Your objective: Filter the data for lines with the word "index", then copy every line so identified.

Data excerpt:
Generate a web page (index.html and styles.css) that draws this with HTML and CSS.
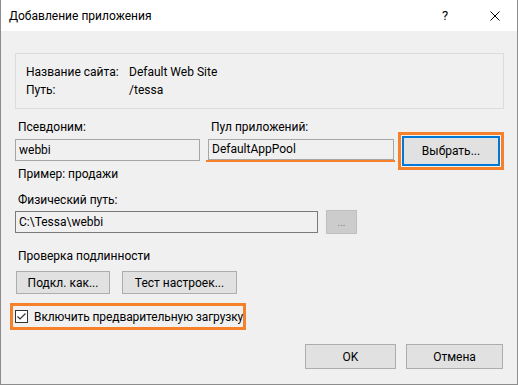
FILE: index.html
```html
<!DOCTYPE html>
<html lang="ru">

<head>
    <meta charset="UTF-8" />
    <title>Добавление приложения</title>
    <link rel="stylesheet" href="styles.css">
</head>

<body>
    <div class="window">
        <!-- заголовок -->
        <div class="titlebar">
            <span class="title">Добавление приложения</span>
            <span class="help">?</span>
            <svg class="close" width="10" height="10" viewBox="0 0 10 10">
                <path d="M0.5 0.5 L9.5 9.5 M9.5 0.5 L0.5 9.5" stroke="#000" stroke-width="1" fill="none" />
            </svg>
        </div>

        <div class="content">
            <!-- сайт -->
            <div class="site-box">
                <div class="info-row"><span class="info-label">Название сайта:</span><span>Default Web Site</span></div>
                <div class="info-row"><span class="info-label">Путь:</span><span>/tessa</span></div>
            </div>

            <div class="alias-row">
                <div class="field alias">
                    <div class="label">Псевдоним:</div>
                    <div class="textbox readonly">webbi</div>
                    <div class="label hint">Пример: продажи</div>
                </div>
                <div class="field pool">
                    <div class="label">Пул приложений:</div>
                    <div class="textbox readonly">DefaultAppPool</div>
                    <div class="underline"></div>
                </div>
                <div class="mark select-mark">
                    <div class="btn focused">Выбрать...</div>
                </div>
            </div>

            <div class="label path-label">Физический путь:</div>
            <div class="path-row">
                <div class="textbox path">C:\Tessa\webbi</div>
                <div class="btn disabled">...</div>
            </div>

            <div class="label auth-label">Проверка подлинности</div>
            <div class="auth-row">
                <div class="btn connect">Подкл. как...</div>
                <div class="btn test">Тест настроек...</div>
            </div>

            <div class="mark check-mark">
                <svg class="checkbox" width="13" height="13" viewBox="0 0 13 13">
                    <rect x="0.5" y="0.5" width="12" height="12" fill="#fff" stroke="#333" />
                    <path d="M2.5 6.5 L5 9 L10.5 3.5" stroke="#333" stroke-width="1.2" fill="none" />
                </svg>
                <span class="check-text">Включить предварительную загрузку</span>
            </div>

            <div class="footer">
                <div class="btn ok">OK</div>
                <div class="btn cancel">Отмена</div>
            </div>
        </div>
    </div>
</body>

</html>
```

FILE: styles.css
```css
body {
    margin: 0;
    padding: 0;
    font-family: Roboto, "Noto Sans", sans-serif;
    font-size: 12px;
    color: #000;
}

.window {
    width: 518px;
    height: 385px;
    box-sizing: border-box;
    background-color: #f0f0f0;
    border: 1px solid #8c8c8c;
    border-top: none;
    display: flex;
    flex-direction: column;
}

.titlebar {
    height: 31px;
    background-color: #fff;
    display: flex;
    align-items: center;
    padding-left: 8px;
    padding-right: 17px;
    flex-shrink: 0;
}

.title {
    flex: 1;
    line-height: 16px;
}

.help {
    width: 6px;
    margin-right: 42px;
    font-size: 13px;
}

.content {
    padding: 0 13px 0 14px;
    display: flex;
    flex-direction: column;
}

.label {
    line-height: 18px;
    padding-left: 3px;
    white-space: nowrap;
}

/* блок сайта */
.site-box {
    margin-top: 22px;
    border: 1px solid #dcdcdc;
    padding: 9px 10px;
}

.info-row {
    display: flex;
    line-height: 18px;
}

.info-label {
    width: 103px;
}

/* псевдоним и пул */
.alias-row {
    display: flex;
    align-items: flex-start;
    margin-top: 9px;
}

.field {
    display: flex;
    flex-direction: column;
}

.field .textbox {
    margin-top: 3px;
}

.alias {
    width: 187px;
}

.pool {
    width: 186px;
    margin-left: 8px;
}

.hint {
    margin-top: 4px;
}

.textbox {
    height: 22px;
    box-sizing: border-box;
    border: 1px solid #7a7a7a;
    background-color: #f0f0f0;
    padding-left: 3px;
    line-height: 20px;
    white-space: nowrap;
}

.textbox.readonly {
    border-color: #a6a6a6;
}

.pool .textbox {
    height: 21px;
    line-height: 19px;
}

.underline {
    height: 2px;
    width: 189px;
    margin-left: -2px;
    background-color: #f7802a;
}

.mark {
    border: 3px solid #f7802a;
}

.select-mark {
    margin-top: 14px;
    margin-left: 4px;
    padding: 1px;
}

/* кнопки */
.btn {
    box-sizing: border-box;
    background-color: #e1e1e1;
    border: 1px solid #adadad;
    display: flex;
    align-items: center;
    justify-content: center;
    white-space: nowrap;
}

.btn.focused {
    width: 98px;
    height: 30px;
    border: 2px solid #0078d7;
}

.btn.disabled {
    width: 31px;
    height: 24px;
    background-color: #cccccc;
    border-color: #bfbfbf;
    color: #838383;
    font-size: 10px;
}

/* физический путь */
.path-label {
    margin-top: 8px;
}

.path-row {
    display: flex;
    align-items: center;
    gap: 8px;
    margin-top: 1px;
}

.textbox.path {
    width: 303px;
}

/* проверка подлинности */
.auth-label {
    margin-top: 13px;
}

.auth-row {
    display: flex;
    gap: 12px;
    margin-top: 6px;
    margin-left: 1px;
}

.connect {
    width: 94px;
    height: 23px;
}

.test {
    width: 115px;
    height: 23px;
}

/* предварительная загрузка */
.check-mark {
    margin-top: 9px;
    margin-left: -5px;
    width: 236px;
    height: 27px;
    box-sizing: border-box;
    display: flex;
    align-items: center;
    gap: 6px;
    padding-left: 2px;
    white-space: nowrap;
}

.check-text {
    letter-spacing: -0.1px;
}

.checkbox {
    flex-shrink: 0;
}

.footer {
    display: flex;
    justify-content: flex-end;
    gap: 10px;
    margin-top: 14px;
    margin-right: 1px;
}

.ok {
    width: 91px;
    height: 25px;
}

.cancel {
    width: 97px;
    height: 25px;
}
```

Worked solution:
Generate a web page (index.html and styles.css) that draws this with HTML and CSS.
FILE: index.html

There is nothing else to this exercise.